Quelques jours après un rapport sur le nombre record de morts en 2023 dans la ville la plus chaude des États-Unis, un journaliste en rajoute une couche: qu’arriverait-il si, dans une métropole américaine, une panne d’électricité majeure mettait à mal tous les systèmes de climatisation… pendant une canicule?
L’an dernier, rappelle Jeff Goodell dans le New York Times, des chercheurs de trois États, dont l’Arizona —où se trouve cette ville la plus chaude des États-Unis, Phoenix— ont imaginé les conséquences qu’aurait une telle panne à Détroit, Atlanta et Phoenix.
À Détroit, 53% des édifices ont un système central de climatisation; à Atlanta, 94%; à Phoenix, 99%.
Une distribution d’électricité qui, pendant une canicule, serait interrompue pendant au moins deux jours, se traduirait, selon le modèle informatique de ces chercheurs, par 800 000 personnes à Phoenix qui auraient besoin de traitements médicaux pour cause de coups de chaleur et autres maux. Le nombre de décès s’élèverait à 13 000. À Atlanta, « seulement » 12 500 personnes devraient se rendre aux urgences.
Les chercheurs ne s’aventuraient même pas à imaginer les causes d’une telle panne, se contentant de noter qu’entre 2015-2016 et 2020-2021, le nombre de pannes d’électricité définies comme « majeures » (major blackout) avait plus que doublé aux États-Unis.
En soi, ces chiffres ne sortent pas de nulle part. Selon une recherche publiée dans Nature Medicine, plus de 60 000 personnes sont mortes en Europe pendant l’été 2022, à cause des chaleurs extrêmes. En 2010, ce sont 56 000 personnes qui seraient mortes en Russie lors de la canicule record de cet été-là, selon une estimation du Bureau des Nations unies sur la réduction des risques.
La raison principale, que l’on a tendance à oublier, est que la chaleur n’est pas seulement quelque chose d’accablant : il y a des limites physiologiques à ce que notre corps est capable de supporter.
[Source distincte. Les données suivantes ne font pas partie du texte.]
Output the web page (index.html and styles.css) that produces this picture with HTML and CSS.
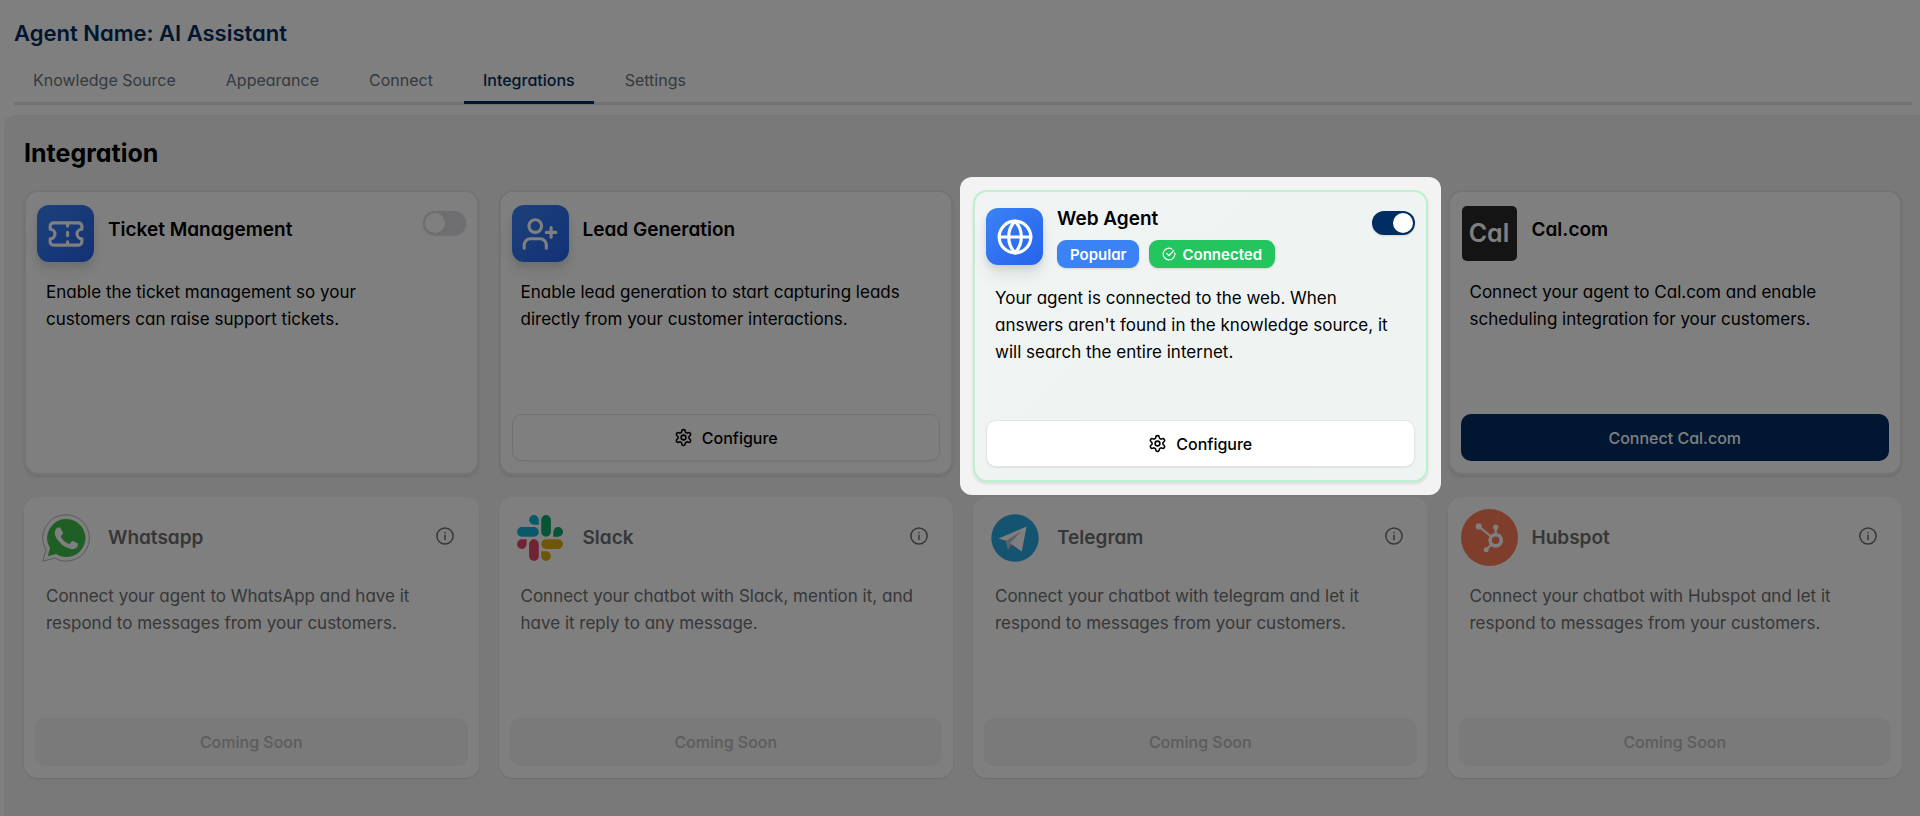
FILE: index.html
```html
<!DOCTYPE html>
<html lang="en">
<head>
<meta charset="utf-8">
<meta name="viewport" content="width=device-width, initial-scale=1">
<title>Agent Name: AI Assistant</title>
<link rel="stylesheet" href="styles.css">
</head>
<body>
<svg class="sprite" aria-hidden="true">
  <symbol id="gear" viewBox="0 0 24 24">
    <path d="M12.22 2h-.44a2 2 0 0 0-2 2v.18a2 2 0 0 1-1 1.73l-.43.25a2 2 0 0 1-2 0l-.15-.08a2 2 0 0 0-2.73.73l-.22.38a2 2 0 0 0 .73 2.73l.15.1a2 2 0 0 1 1 1.72v.51a2 2 0 0 1-1 1.74l-.15.09a2 2 0 0 0-.73 2.73l.22.38a2 2 0 0 0 2.73.73l.15-.08a2 2 0 0 1 2 0l.43.25a2 2 0 0 1 1 1.73V20a2 2 0 0 0 2 2h.44a2 2 0 0 0 2-2v-.18a2 2 0 0 1 1-1.73l.43-.25a2 2 0 0 1 2 0l.15.08a2 2 0 0 0 2.73-.73l.22-.39a2 2 0 0 0-.73-2.73l-.15-.08a2 2 0 0 1-1-1.74v-.5a2 2 0 0 1 1-1.74l.15-.09a2 2 0 0 0 .73-2.73l-.22-.38a2 2 0 0 0-2.73-.73l-.15.08a2 2 0 0 1-2 0l-.43-.25a2 2 0 0 1-1-1.73V4a2 2 0 0 0-2-2z"/>
    <circle cx="12" cy="12" r="3"/>
  </symbol>
  <symbol id="info" viewBox="0 0 24 24">
    <circle cx="12" cy="12" r="10.8"/>
    <path d="M12 11v5.5M12 7.4v.2"/>
  </symbol>
</svg>

<header class="top">
  <h1 class="agent">Agent Name: AI Assistant</h1>
  <nav class="tabs">
    <a class="tab" href="#">Knowledge Source</a>
    <a class="tab" href="#">Appearance</a>
    <a class="tab" href="#">Connect</a>
    <a class="tab tab-active" href="#" aria-current="page">Integrations</a>
    <a class="tab" href="#">Settings</a>
  </nav>
</header>

<main class="panel">
  <h2 class="heading">Integration</h2>
  <div class="grid">

    <article class="card">
      <div class="card-head">
        <span class="tile tile-blue">
          <svg class="glyph" viewBox="0 0 24 24"><path d="M2 9a3 3 0 0 1 0 6v2a2 2 0 0 0 2 2h16a2 2 0 0 0 2-2v-2a3 3 0 0 1 0-6V7a2 2 0 0 0-2-2H4a2 2 0 0 0-2 2ZM13 5v2M13 17v2M13 11v2"/></svg>
        </span>
        <div class="info"><h3 class="title">Ticket Management</h3><div class="badges"></div></div>
        <input class="switch" type="checkbox" role="switch" aria-label="Ticket Management">
      </div>
      <p class="desc">Enable the ticket management so your customers can raise support tickets.</p>
    </article>

    <article class="card">
      <div class="card-head">
        <span class="tile tile-blue">
          <svg class="glyph" viewBox="0 0 24 24"><path d="M16 21v-2a4 4 0 0 0-4-4H6a4 4 0 0 0-4 4v2M19 8v6M22 11h-6"/><circle cx="9" cy="7" r="4"/></svg>
        </span>
        <div class="info"><h3 class="title">Lead Generation</h3><div class="badges"></div></div>
      </div>
      <p class="desc">Enable lead generation to start capturing leads directly from your customer interactions.</p>
      <button class="btn btn-outline" type="button"><svg class="gear"><use href="#gear"/></svg>Configure</button>
    </article>

    <article class="card card-active">
      <div class="card-head">
        <span class="tile tile-blue">
          <svg class="glyph" viewBox="0 0 24 24"><circle cx="12" cy="12" r="10"/><path d="M12 2a14.5 14.5 0 0 0 0 20 14.5 14.5 0 0 0 0-20M2 12h20"/></svg>
        </span>
        <div class="info">
          <h3 class="title">Web Agent</h3>
          <div class="badges">
            <span class="badge badge-popular">Popular</span>
            <span class="badge badge-connected"><svg class="check" viewBox="0 0 24 24"><path d="M21.8 10A10 10 0 1 1 17 3.335M8 11l4 4L20 6"/></svg>Connected</span>
          </div>
        </div>
        <input class="switch" type="checkbox" role="switch" aria-label="Web Agent" checked>
      </div>
      <p class="desc">Your agent is connected to the web. When answers aren't found in the knowledge source, it will search the entire internet.</p>
      <button class="btn btn-outline" type="button"><svg class="gear"><use href="#gear"/></svg>Configure</button>
    </article>

    <article class="card">
      <div class="card-head">
        <span class="tile"><span class="cal">Cal</span></span>
        <div class="info"><h3 class="title">Cal.com</h3><div class="badges"></div></div>
      </div>
      <p class="desc">Connect your agent to Cal.com and enable scheduling integration for your customers.</p>
      <button class="btn btn-primary" type="button">Connect Cal.com</button>
    </article>

    <article class="card card-soon">
      <div class="card-head">
        <span class="tile">
          <svg class="brand" viewBox="0 0 48 48">
            <path d="M24 .8A23.2 23.2 0 0 0 4 35.7L.8 47.2l11.8-3.1A23.2 23.2 0 1 0 24 .8Z" fill="#fff" stroke="#b4b4bc" stroke-width="1"/>
            <path d="M24.300 5A19 19 0 0 0 8 34l-2.200 8.200 8.400-2.200A19 19 0 1 0 24.300 5Z" fill="#3fbf4d"/>
            <path d="M18.800 14.500c-.4-1-.9-1-1.300-1h-1.100c-.4 0-1 .1-1.600.8-.5.6-2 2-2 4.800s2 5.500 2.300 5.900c.3.4 4 6.300 9.800 8.600 4.800 1.900 5.800 1.500 6.900 1.400 1-.1 3.400-1.400 3.800-2.700.5-1.300.5-2.500.3-2.700-.1-.2-.5-.4-1.100-.7l-3.800-1.800c-.5-.2-.9-.3-1.300.3-.4.5-1.500 1.800-1.800 2.200-.3.4-.7.4-1.200.1-.6-.3-2.400-.9-4.600-2.800-1.700-1.500-2.800-3.400-3.200-3.900-.3-.6 0-.9.300-1.200l1.700-2c.3-.3.2-.7 0-1.100Z" fill="#fff"/>
          </svg>
        </span>
        <h3 class="title">Whatsapp</h3>
        <svg class="info-icon"><use href="#info"/></svg>
      </div>
      <p class="desc">Connect your agent to WhatsApp and have it respond to messages from your customers.</p>
      <button class="btn btn-soon" type="button" disabled>Coming Soon</button>
    </article>

    <article class="card card-soon">
      <div class="card-head">
        <span class="tile">
          <svg class="brand brand-slack" viewBox="0 0 24 24">
            <path fill="#e2466c" d="M5.042 15.165a2.528 2.528 0 0 1-2.52 2.523A2.528 2.528 0 0 1 0 15.165a2.527 2.527 0 0 1 2.522-2.52h2.52v2.52zM6.313 15.165a2.527 2.527 0 0 1 2.521-2.52 2.527 2.527 0 0 1 2.521 2.52v6.313A2.528 2.528 0 0 1 8.834 24a2.528 2.528 0 0 1-2.521-2.522v-6.313z"/>
            <path fill="#12b2da" d="M8.834 5.042a2.528 2.528 0 0 1-2.521-2.52A2.528 2.528 0 0 1 8.834 0a2.528 2.528 0 0 1 2.521 2.522v2.520H8.834zM8.834 6.313a2.528 2.528 0 0 1 2.521 2.521 2.528 2.528 0 0 1-2.521 2.521H2.522A2.528 2.528 0 0 1 0 8.834a2.528 2.528 0 0 1 2.522-2.521h6.312z"/>
            <path fill="#10a86c" d="M18.956 8.834a2.528 2.528 0 0 1 2.522-2.521A2.528 2.528 0 0 1 24 8.834a2.528 2.528 0 0 1-2.522 2.521h-2.522V8.834zM17.688 8.834a2.528 2.528 0 0 1-2.523 2.521 2.527 2.527 0 0 1-2.520-2.521V2.522A2.527 2.527 0 0 1 15.165 0a2.528 2.528 0 0 1 2.523 2.522v6.312z"/>
            <path fill="#e0ac10" d="M15.165 18.956a2.528 2.528 0 0 1 2.523 2.522A2.528 2.528 0 0 1 15.165 24a2.527 2.527 0 0 1-2.520-2.522v-2.522h2.520zM15.165 17.688a2.527 2.527 0 0 1-2.520-2.523 2.526 2.526 0 0 1 2.520-2.520h6.313A2.527 2.527 0 0 1 24 15.165a2.528 2.528 0 0 1-2.522 2.523h-6.313z"/>
          </svg>
        </span>
        <h3 class="title">Slack</h3>
        <svg class="info-icon"><use href="#info"/></svg>
      </div>
      <p class="desc">Connect your chatbot with Slack, mention it, and have it reply to any message.</p>
      <button class="btn btn-soon" type="button" disabled>Coming Soon</button>
    </article>

    <article class="card card-soon">
      <div class="card-head">
        <span class="tile">
          <svg class="brand" viewBox="0 0 48 48">
            <circle cx="24" cy="24" r="23.700" fill="#29a9e0"/>
            <path d="M7.500 24.500 35.600 12.600l-4.800 25-9.400-6.800-4.400 4.300-1.900-8.300Z" fill="#fff"/>
            <path d="m15.100 26.800 15.400-9.700-11.400 12.100-2.100 5.900Z" fill="#b9c6cf"/>
            <path d="m17 35.100 2.100-5.900 2.900 2.200Z" fill="#94a4ae"/>
          </svg>
        </span>
        <h3 class="title">Telegram</h3>
        <svg class="info-icon"><use href="#info"/></svg>
      </div>
      <p class="desc">Connect your chatbot with telegram and let it respond to messages from your customers.</p>
      <button class="btn btn-soon" type="button" disabled>Coming Soon</button>
    </article>

    <article class="card card-soon">
      <div class="card-head">
        <span class="tile">
          <svg class="brand brand-full" viewBox="0 0 57 57">
            <circle cx="28.500" cy="28.500" r="28.500" fill="#ff7a59"/>
            <g fill="none" stroke="#fff">
              <circle cx="34.700" cy="31.300" r="5.600" stroke-width="3.600"/>
              <path d="M34.700 26v-8M30 27.500 18 17.700M30.500 35.500l-5 5" stroke-width="2.200"/>
            </g>
            <g fill="#fff"><circle cx="34.700" cy="18.200" r="2.600"/><circle cx="17.800" cy="17.400" r="3.100"/><circle cx="25.200" cy="40.800" r="2.500"/></g>
          </svg>
        </span>
        <h3 class="title">Hubspot</h3>
        <svg class="info-icon"><use href="#info"/></svg>
      </div>
      <p class="desc">Connect your chatbot with Hubspot and let it respond to messages from your customers.</p>
      <button class="btn btn-soon" type="button" disabled>Coming Soon</button>
    </article>

  </div>
</main>
</body>
</html>
```

FILE: styles.css
```css
* { box-sizing: border-box; }

body {
  margin: 0;
  min-height: 100vh;
  display: flex;
  flex-direction: column;
  background: #fff;
  color: #000;
  font-family: Inter, "Open Sans", sans-serif;
  font-feature-settings: "cv11";
}

h1, h2, h3, p { margin: 0; }

.sprite { display: none; }

/* header and tabs */
.top { padding: 18px 8px 10px 14px; }

.agent {
  font-size: 22px;
  line-height: 30px;
  font-weight: 600;
  color: #002d62;
}

.tabs {
  display: flex;
  gap: 12px;
  margin-top: 12px;
  border-bottom: 3px solid #e4e4e4;
}

.tab {
  padding: 8px 19px 9px;
  margin-bottom: -2px;
  border-bottom: 3px solid transparent;
  font-size: 16px;
  line-height: 24px;
  color: #6b7280;
  text-decoration: none;
}

.tab-active {
  color: #002d62;
  font-weight: 500;
  border-bottom-color: #002d62;
}

/* panel and grid */
.panel {
  flex: 1;
  margin-left: 4px;
  padding: 20px 18px 38px 20px;
  border-radius: 10px 0 0 0;
  background: #f3f3f3;
}

.heading {
  font-size: 25px;
  line-height: 36px;
  font-weight: 700;
}

.grid {
  display: grid;
  grid-template-columns: repeat(4, minmax(0, 1fr));
  align-items: start;
  gap: 15px 20px;
  margin-top: 19px;
}

.card {
  position: relative;
  display: flex;
  flex-direction: column;
  gap: 16px;
  min-height: 285px;
  padding: 13px 11px 12px;
  border: 2px solid #e8e8e8;
  border-radius: 14px;
  background: #fff;
  box-shadow: 0 2px 3px #0000001a;
}

.card-head {
  display: flex;
  align-items: center;
  gap: 14px;
}

.title {
  flex: 1;
  font-size: 19px;
  line-height: 28px;
  font-weight: 600;
}

.info {
  flex: 1;
  display: grid;
  gap: 7px;
}

.badges { display: flex; gap: 10px; }

.badge {
  display: flex;
  align-items: center;
  gap: 6px;
  height: 28px;
  padding: 0 13px;
  border-radius: 9px;
  color: #fff;
  font-size: 15px;
  font-weight: 600;
  box-shadow: 0 1px 2px #0000001f;
}

.badge-popular { background: #3b82f6; }
.badge-connected { background: #22c55e; }

.check {
  width: 14px;
  height: 14px;
  fill: none;
  stroke: #fff;
  stroke-width: 2;
  stroke-linecap: round;
  stroke-linejoin: round;
}

.tile {
  flex: none;
  display: flex;
  align-items: center;
  justify-content: center;
  width: 57px;
  height: 57px;
}

.tile-blue {
  border-radius: 12px;
  background: linear-gradient(135deg, #3b82f6, #2563eb);
  box-shadow: 0 10px 15px #00000014, 0 4px 6px #00000014;
}

.glyph {
  width: 38px;
  height: 38px;
  fill: none;
  stroke: #fff;
  stroke-width: 2;
  stroke-linecap: round;
  stroke-linejoin: round;
}

.cal {
  width: 55px;
  height: 55px;
  border-radius: 5px;
  background: #292929;
  color: #fff;
  font-size: 25px;
  line-height: 55px;
  font-weight: 600;
  text-align: center;
}

.switch {
  appearance: none;
  align-self: flex-start;
  flex: none;
  width: 43px;
  height: 24px;
  margin: 6px 0 0;
  padding: 2px;
  border-radius: 12px;
  background: #dcdce0;
  box-shadow: 0 1px 2px #0000001f;
}

.switch::before {
  content: "";
  display: block;
  width: 20px;
  height: 20px;
  border-radius: 50%;
  background: #fff;
}

.switch:checked { background: #002d62; }
.switch:checked::before { margin-left: auto; }

.desc {
  min-height: 120px;
  padding: 1px 23px 0 9px;
  font-size: 17px;
  line-height: 27px;
}

.btn {
  display: flex;
  align-items: center;
  justify-content: center;
  gap: 9px;
  height: 47px;
  padding: 0;
  border: 0;
  border-radius: 10px;
  font: inherit;
  font-size: 16px;
  font-weight: 500;
}

.btn-outline {
  border: 1px solid #e2e4e8;
  background: #fff;
  color: #000;
  box-shadow: 0 1px 2px #00000012;
}

.btn-primary { background: #002d62; color: #fff; }

.gear {
  width: 19px;
  height: 19px;
  fill: none;
  stroke: currentColor;
  stroke-width: 2;
  stroke-linejoin: round;
}

/* highlighted card: everything outside its frame is dimmed */
.card-active {
  z-index: 1;
  padding-bottom: 13px;
  border-color: #bbf0d0;
  background: linear-gradient(135deg, #f0f4f4, #eef4f2);
}

.card-active::after {
  content: "";
  position: absolute;
  inset: -15px;
  border-radius: 12px;
  box-shadow: 0 0 0 9999px #00000080;
  pointer-events: none;
}

/* integrations that are not available yet */
.card-soon {
  min-height: 281px;
  padding: 12px 13px;
  border: 0;
  box-shadow: 0 1px 2px #0000001a;
}

.card-soon .title,
.card-soon .desc { color: #6e6e70; }

.brand { width: 48px; height: 48px; }
.brand-slack { width: 46px; height: 46px; }
.brand-full { width: 57px; height: 57px; }

.info-icon {
  width: 18px;
  height: 18px;
  margin: 0 12px 4px 0;
  overflow: visible;
  fill: none;
  stroke: #6e6e70;
  stroke-width: 2;
  stroke-linecap: round;
}

.btn-soon {
  height: 48px;
  margin: 0 -2px;
  background: #f4f4f4;
  color: #b9b9b9;
}
```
Certes, le scénario du pire des chercheurs américains s’avère plus grave à Phoenix parce que la ville est plus dépendante que les autres de la climatisation: pendant de longues périodes de l’été, on ne peut tout simplement pas y survivre sans climatisation. Mais leur étude rappelle aussi que des gestes peuvent être posés par les villes pour réduire les risques: moins d’asphalte et plus d’espaces verts, par exemple. Une meilleure identification des quartiers et des citoyens les plus vulnérables, en vue du jour où il faudra déployer des mesures d’urgence.
Mais la climatisation, aussi indispensable qu’elle soit, est venue au 20e siècle avec un désavantage, conclut Goodell, dont le dernier livre porte le titre révélateur The Heat Will Kill You First: Life and Death on a Scorched Planet. En s’en remettant à une technologie pour survivre aux inévitables canicules, l’être humain a souvent oublié à quel point il était vulnérable, en cas de défaillance du réseau électrique.